How-To: From downward-facing dog, breathe in and ripple your spine forward into a high plank with shoulders stacked right over your wrists. It’s okay to adjust your feet if needed. Imagine one long line of energy from the tailbone to the crown of the head. Your gaze should be directly down in front of you on the mat. Hold the plank for one to three breath cycles for an added core strengthener.

Shelby Elsbree, in brick red leggings and a matching crop top, does the high plank pose on a yoga mat.
Matthew Holler

How It Helps Port de Bras: “Effective training for port de bras strengthens in such a way that your arms feel lighter. A great way to do that is adding weight—in yoga, we use the weight of our own bodies,” says Elsbree.

Shelby’s Tips:

  • “Imagine ripping the mat apart sideways with your hands and feet, and you’ll feel space in your low back.”
  • It’s easy to either sink into your shoulders or allow your hips to drop too low. Here’s how to correct: “If you have a mirror, use that visual cue. If not, try sinking into your shoulders, then pushing out of them, and come back to neutral, right in the middle.”

Chaturanga (on the exhale)

How-To: Stay in your plank shape, lower forward and down halfway so that your biceps are parallel to the mat. Your elbows are at a 90-degree angle, and they are hugging in towards your rib cage.

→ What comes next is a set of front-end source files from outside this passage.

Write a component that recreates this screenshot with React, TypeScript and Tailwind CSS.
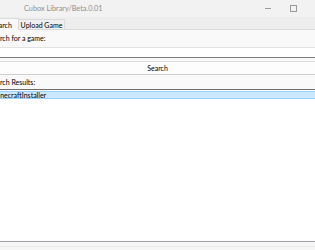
import React from "react";

export default function App() {
  return (
    <div
      className="w-[315px] h-[250px] overflow-hidden bg-[#f9f9f9] flex flex-col text-[7px] leading-none text-black"
      style={{ fontFamily: 'Lato, "Noto Sans", sans-serif' }}
    >
      {/* Title bar */}
      <div className="h-[17px] shrink-0 bg-[#f2f2f2] flex items-center">
        <span className="ml-[24px] text-[#8f8f8f] text-[7.3px]">Cubox Library/Beta.0.01</span>
        <div className="ml-auto flex items-center gap-[19px] mr-[18px]">
          <div className="w-[6px] h-px bg-[#9a9a9a]" />
          <div className="w-[7px] h-[7px] border border-[#9a9a9a]" />
        </div>
      </div>
      {/* Tab strip */}
      <div className="h-[13px] shrink-0 bg-[#eeeeee] flex items-end border-b border-[#dadada]">
        <div className="h-[12px] -ml-[16px] w-[35px] shrink-0 bg-[#f9f9f9] border border-b-0 border-[#dadada] flex items-center justify-center relative top-px z-10 pt-px">
          Search
        </div>
        <div className="h-[10px] w-[46px] shrink-0 bg-[#f0f0f0] border border-b-0 border-l-0 border-[#dadada] flex items-center justify-center pt-px">
          Upload Game
        </div>
      </div>
      {/* Content */}
      <div className="flex-1 flex flex-col bg-[#f9f9f9]">
        <div className="h-[17px] shrink-0 flex items-center -ml-[11px]">Search for a game:</div>
        <div className="h-[11px] shrink-0 bg-white border-t border-[#e2e2e2] border-b border-b-[#7a7a7a]" />
        <div className="h-[3px] shrink-0" />
        <div className="h-[14px] shrink-0 bg-[#fdfdfd] border-t border-[#dcdcdc] border-b border-b-[#cfcfcf] flex items-center justify-center">
          Search
        </div>
        <div className="h-[14px] shrink-0 flex items-center -ml-[11px]">Search Results:</div>
        <div className="flex-1 bg-white border-t border-[#6e6e6e] pt-px">
          <div className="h-[8px] bg-[#cce8ff] border-y border-[#99d1ff] flex items-center">
            <span className="-ml-[8px]">MinecraftInstaller</span>
          </div>
        </div>
        <div className="h-[9px] shrink-0 bg-[#f6f6f6] border-t border-[#a0a0a8]">
          <div className="h-[5px] border-b border-[#ebebeb]" />
        </div>
      </div>
    </div>
  );
}
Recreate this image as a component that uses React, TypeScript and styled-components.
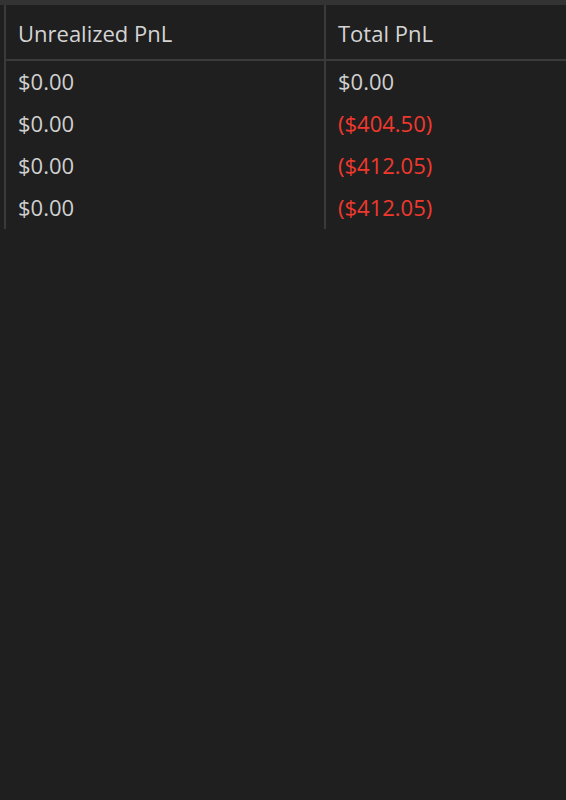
import { Fragment } from "react";
import styled, { createGlobalStyle } from "styled-components";

const GlobalStyle = createGlobalStyle`
  html, body {
    margin: 0;
    padding: 0;
    background: #1f1f1f;
    height: 100%;
  }
  #root {
    min-height: 100vh;
  }
`;

const Page = styled.div`
  min-height: 100vh;
  background: #1f1f1f;
  font-family: "Open Sans", "Noto Sans", sans-serif;
  color: #d0d0d0;
`;

const TopStrip = styled.div`
  height: 5px;
  background: #333333;
`;

const Table = styled.div`
  margin-left: 4px;
  border-left: 2px solid #3a3a3a;
  display: grid;
  grid-template-columns: 318px 1fr;
`;

const HeaderCell = styled.div<{ divider?: boolean }>`
  height: 56px;
  box-sizing: border-box;
  display: flex;
  align-items: center;
  padding: 1px 0 0 12px;
  font-size: 22px;
  color: #d4d4d4;
  border-bottom: 2px solid #3a3a3a;
  border-left: ${(p) => (p.divider ? "2px solid #3a3a3a" : "none")};
`;

const Cell = styled.div<{ divider?: boolean; negative?: boolean }>`
  height: 42px;
  box-sizing: border-box;
  display: flex;
  align-items: center;
  padding: 0 0 2px 12px;
  font-size: 22px;
  color: ${(p) => (p.negative ? "#f0392e" : "#d0d0d0")};
  border-left: ${(p) => (p.divider ? "2px solid #3a3a3a" : "none")};
`;

const rows = [
  { unrealized: "$0.00", total: "$0.00", negative: false },
  { unrealized: "$0.00", total: "($404.50)", negative: true },
  { unrealized: "$0.00", total: "($412.05)", negative: true },
  { unrealized: "$0.00", total: "($412.05)", negative: true },
];

export default function App() {
  return (
    <Page>
      <GlobalStyle />
      <TopStrip />
      <Table>
        <HeaderCell>Unrealized PnL</HeaderCell>
        <HeaderCell divider>Total PnL</HeaderCell>
        {rows.map((r, i) => (
          <Fragment key={i}>
            <Cell>{r.unrealized}</Cell>
            <Cell divider negative={r.negative}>
              {r.total}
            </Cell>
          </Fragment>
        ))}
      </Table>
    </Page>
  );
}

Variation 1: Tap your knees down, untuck your toes and shift your hips forward. Find one long line from your knees to the crown of your head. Then lower halfway down.

Variation 2: Frame a yoga block or thick book with your hands in high plank. Come forward onto the balls of your feet and lower until your chest is hovering right over the block or book. Use that as your stopping point.

How It Helps Port de Bras: “When I was a dancer, I just focused on the endurance of my lower body. But upper-body strength is connected to lower-body strength and vice versa,” she says. “Done correctly, chaturanga is a difficult impact-training exercise that helps you coordinate your arms with the rest of your body.”

Shelby’s Tip:

  • For more strength and power in the position, keep your elbows close to your torso instead of letting them splay out to the sides.

Upward-Facing Dog (on the inhale)

How-To: Untuck your toes and pull your thighs and chest forward, extending your arms and drawing your low belly up and in. Now you’re pressing the tops of your feet down into the mat as your knees and thighs are floating. Imagine drawing the back of your heart forward, and keep the chin softened towards your throat. Find length through the back of your neck, and gaze about 10 inches in front of your mat.

Shelby Elsbree, in brick red leggings and a matching crop top, does the upward dog pose on a yoga mat.
Matthew Holler

How It Helps Port de Bras: “Some port de bras (like in Swan Lake and Nutcracker‘s “Snow” scene) is more theatrical and veers from traditional shapes,” says Elsbree. “It’s important to have upper-body stretching and chest-opening in your training to support that open and exaggerated port de bras.”

Shelby’s Tips:

  • It’s common for hyperflexible people to sink into the lower back in this pose. If that’s you, think about drawing your belly up and in.
  • “Another tendency is to look up and crank your neck back,” she says. Keep your gaze forward.

Return to Downward-Facing Dog (on the exhale)

How-To: Draw your belly in, hike your hips up to the sky, untuck your toes and soften the heels down toward the mat.

Shelby Elsbree, in brick red leggings and a matching crop top, does the downward dog pose on a yoga mat.
Matthew Holler

Elsbree suggests doing three full sets of this vinyasa flow—downward-facing dog, high plank, chaturanga, upward-facing dog and return to downward-facing dog—two or three times each week. You can do it once you’re warmed up (between classes would be ideal) or as a way to incorporate gentle movement into a day off. Elsbree also advises keeping your total physical workload in mind, listening to your body’s needs and not pushing yourself past the point of useful challenge.